No lo puedo remediar. Me aburre el campo. Bueno, el campo o lo que entendemos hoy en día por el campo: el inevitable chalecito donde emigra el personal para descansar trabajando como un mulo el fin de semana o las vacaciones enteras: que si el césped, que si el gramón, que si la barbacoa, que si la piscina...
Es más fuerte que yo. Soy de ciudad. Pequeñita, pero ciudad al fin y al cabo. De pueblo grande, vale, pero marinero. Necesito oler el Atlántico, necesito tener cerca mi ordenador, mis tebeos, mis libros, mi desorden. Así es como yo descanso, rodeado de mis cosas y mis ruidos, convirtiendo en un arte el arte de no hacer nada, normalmente haciendo cosas que me relajan como escribir, traducir o ver deuvedés.

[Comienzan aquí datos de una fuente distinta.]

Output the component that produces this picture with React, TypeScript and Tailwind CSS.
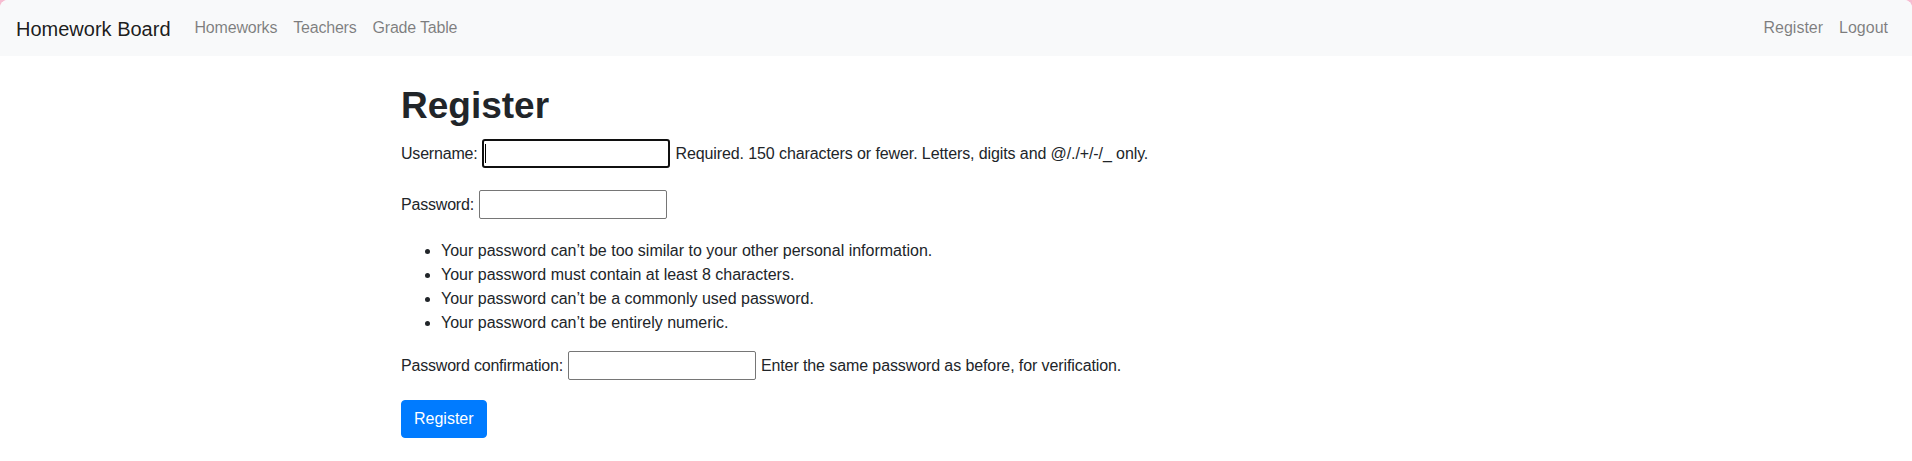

Sé que es un defecto. La naturaleza es hermosa y todo eso. Pero me aburre el silencio de las cinco de la tarde en un chalé adosado, o el crujido de las ramitas entre los pinos. Soy comprensivo y reconozco que el coñazo que dan las moscas no se le puede achacar a nadie. Y siento una especie de envidia y admiración algo absurda cuando veo que hay gente que posee un árbol.
Pero en esas estoy. Voy un día de campito y a la hora y media (justo después de comer) ya estoy deseando volver a casa, a las cuatro paredes y al montón de libros, al zapping y el tumbing y los paseítos diarios entre la mesa del comedor y el sofalito...
Beatus Ille, vale, lo que tú quieras, Horacio. Pero a mí el campo me aburre, y no porque hoy en día no tengamos ya a mano un televisor, o un portátil, o un móvil hasta en el rincón más perdido del mundo. Me aburre y es más fuerte que yo mismo. Un algo irracional, me temo. Voy por un día y me parece que estoy fuera de casa (y fuera de mí) por lo menos un año. Cuando digo que si me tocara un quinielón me compraría un barquito y me iría a los Mares del Sur, a una de esas islas paradisíacas que tan bien conoce Corto Maltés, sé que en realidad no soportaría estar viviendo en una postal más de un cuarto de hora... tirando por largo.
Y es que Horacio (y Fray Luis, que lo tradujo) en realidad se estaba burlando de todo eso que luego hemos querido ver como loa a la vida retirada. Búsquese y compare el final del verso original y se verá cómo el viejo prestamista, ya en los tiempos de la Roma imperial, no hablaba tampoco en serio.